I noticed that one of the principal language designers was quoted as follows
You have to understand that the types are interface types, not implementation types – so the runtime cannot use the type information for anything. The types are simply thrown away during compilation.
That is to say, insofar as this article goes, I think I've only said factual things that the language designers would essentially agree with; in particular, they seem to recognize that their use of the word "types" seems bound to confuse (or troll) others. But calling a "feeble type" an interface types and a "type" an implementation type seems to just be making up words. And, as made-up-words go, I really dislike "interface types" as a neologism (certainly it has nothing to do with Java interface or anything that comes up when I search for "interface type"). The theorist's critique of Dart is precisely that things you call "type" should define inviolate interfaces and not mere suggestions that are neither enforced nor checked. Calling them interface types makes them sound like contracts, which are not thrown away by the compiler. "Suggestion type" might be a less pejorative version of "feeble type," perhaps? And "implementation types" is a terrible term to use to describe types in a a type system, types that (by way of a theorem about canonical forms) can be relied upon by both the programmer and the implementation.

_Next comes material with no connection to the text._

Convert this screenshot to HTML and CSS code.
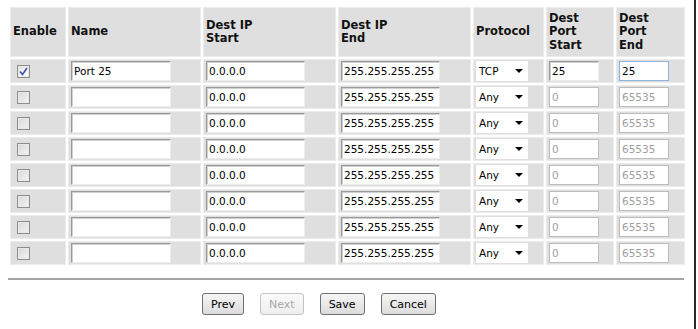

1 Godefroid, Nori, Rajamani, and Tetal call the sound analyses may analyses (though it should perhaps be may not, as a sound analysis precludes a certain behavior) and call the complete analyses must analyses (the error must happen) in the paper "Compositional may-must analysis."
2 This view really isn't fair to the reason that we are interested in type systems and believe they're supposed to be useful, but that has to do with Curry-Howard and the unreasonable effectiveness of mathematics and with other things Shan talked about in his linked post.
3 Honestly, it probably won't help the fool's errand if I try to call the other group's type based analyses "feeble typing," but here I am, doing it anyway.